Romania's government negotiates with the IMF over 3-3.5% budget gap in a recession scenario
Publish date: 15-03-2009One of the variants negotiated today by the government with the International Monetary Fund (IMF),part of the on-going talks over a financial aid, is a 3-3.5 percent budget deficit this year in the pessimistic economic recession scenario, people from the Cabinet told NewsIn.
Another variant is that of a 2 percent budget gap of the gross domestic product in an optimistic scenario of a 0.5 percent economic advance this year, the same people said.
However, no matter whichever variant is chosen, the Cabinet will be forced to cut spending drastically this year, an IMF requirement. The government has already planned massive public spending cuts, starting with the measure of freezing public salaries in the first quarter and stopping payments for extra hours and bonuses of publicly-paid employees.
But the budget collections remain low, especially because of the dearth of industrial orders which affected big players on the market and caused activity breaks. Today the subsidiary of the largest steel producer worldwide, Arcelor Mittal Galati, announced it will send its employees, including the management, in technical unemployment starting April 1, paying them 75 percent of the wages.
A mission of the IMF has arrived in Bucharest on March 11 and is currently assessing the economy and negotiating a financial aid for Romania, part of a multilateral financing package including the European Union and the World Bank.

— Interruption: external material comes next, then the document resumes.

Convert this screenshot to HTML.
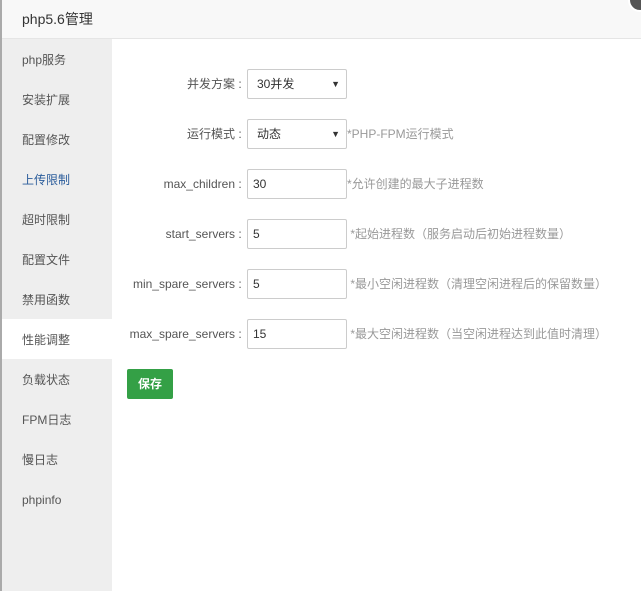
<!DOCTYPE html>
<html><head><meta charset="utf-8"><style>
*{box-sizing:border-box;margin:0;padding:0}
body{width:641px;height:591px;overflow:hidden;background:#fff;font-family:"Liberation Sans","Noto Sans CJK SC",sans-serif;font-size:12px;color:#333;position:relative}
.lb{position:absolute;left:0;top:0;width:2px;height:591px;background:#aaa}
.hd{position:absolute;left:2px;top:0;right:0;height:39px;background:#f8f8f8;border-bottom:1px solid #e5e5e5;font-size:14px;line-height:38px;padding-left:20px;color:#333}
.close{position:absolute;left:628px;top:-12px;width:24px;height:24px;border-radius:50%;background:#555;border:2px solid #fff}
.sb{position:absolute;left:2px;top:39px;width:110px;height:552px;background:#eee}
.sb div{height:40px;line-height:42px;padding-left:20px;color:#555}
.sb .on{background:#fff}
.sb .bl{color:#2a5c9b}
.row{position:absolute;left:112px;height:30px;width:529px}
.row .l{position:absolute;right:396px;top:0;line-height:30px;color:#555;white-space:nowrap}
.box{position:absolute;left:135px;top:0;width:100px;height:30px;border:1px solid #ccc;border-radius:2px;line-height:28px;padding-left:9px;color:#333;font-size:12px}
.box .ar{position:absolute;right:6px;top:0;font-size:9px}
.h{position:absolute;left:235px;top:0;line-height:30px;color:#999;white-space:nowrap}
.btn{position:absolute;left:127px;top:369px;width:46px;height:30px;background:#34a046;border-radius:2px;color:#fff;font-weight:bold;line-height:30px;text-align:center}
</style></head><body>
<div class="lb"></div>
<div class="hd">php5.6管理</div>
<div class="close"></div>
<div class="sb">
<div>php服务</div><div>安装扩展</div><div>配置修改</div><div class="bl">上传限制</div><div>超时限制</div><div>配置文件</div><div>禁用函数</div><div class="on">性能调整</div><div>负载状态</div><div>FPM日志</div><div>慢日志</div><div>phpinfo</div>
</div>
<div class="row" style="top:69px"><span class="l">并发方案&nbsp;:&nbsp;</span><div class="box">30并发<span class="ar">▼</span></div></div>
<div class="row" style="top:119px"><span class="l">运行模式&nbsp;:&nbsp;</span><div class="box">动态<span class="ar">▼</span></div><span class="h">*PHP-FPM运行模式</span></div>
<div class="row" style="top:169px"><span class="l">max_children&nbsp;:&nbsp;</span><div class="box" style="padding-left:5px">30</div><span class="h">*允许创建的最大子进程数</span></div>
<div class="row" style="top:219px"><span class="l">start_servers&nbsp;:&nbsp;</span><div class="box" style="padding-left:5px">5</div><span class="h">&nbsp;*起始进程数（服务启动后初始进程数量）</span></div>
<div class="row" style="top:269px"><span class="l">min_spare_servers&nbsp;:&nbsp;</span><div class="box" style="padding-left:5px">5</div><span class="h">&nbsp;*最小空闲进程数（清理空闲进程后的保留数量）</span></div>
<div class="row" style="top:319px"><span class="l">max_spare_servers&nbsp;:&nbsp;</span><div class="box" style="padding-left:5px">15</div><span class="h">&nbsp;*最大空闲进程数（当空闲进程达到此值时清理）</span></div>
<div class="btn">保存</div>
</body></html>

After the first round of talks, the finance minister declared Romania's economy is to inch -1 percent to 1.5 percent this year. Moreover, the IMF is said to have agreed to the widening of the country's commercial gap this year, according to people close to the negotiations. However, the IMF's conditions attached to the loan remain unknown, same as the value of the credit.
Romania's 2009 budget is built on a 2.5 percent economic growth with the gross domestic product estimated at 579 billion lei and a 2 percent budget gap target.
As for the IMF loan, the idea stirred controversies inside the ruling coalition, but also among lawmakers, some claiming such a move would have disastrous social effects.
"I am optimistic," president Traian Basescu said last evening. A loan from the IMF would not result into a social disaster, as some put it, but on the contrary, will help spare the people from a difficult situation and also contribute to the country's modernization, he added.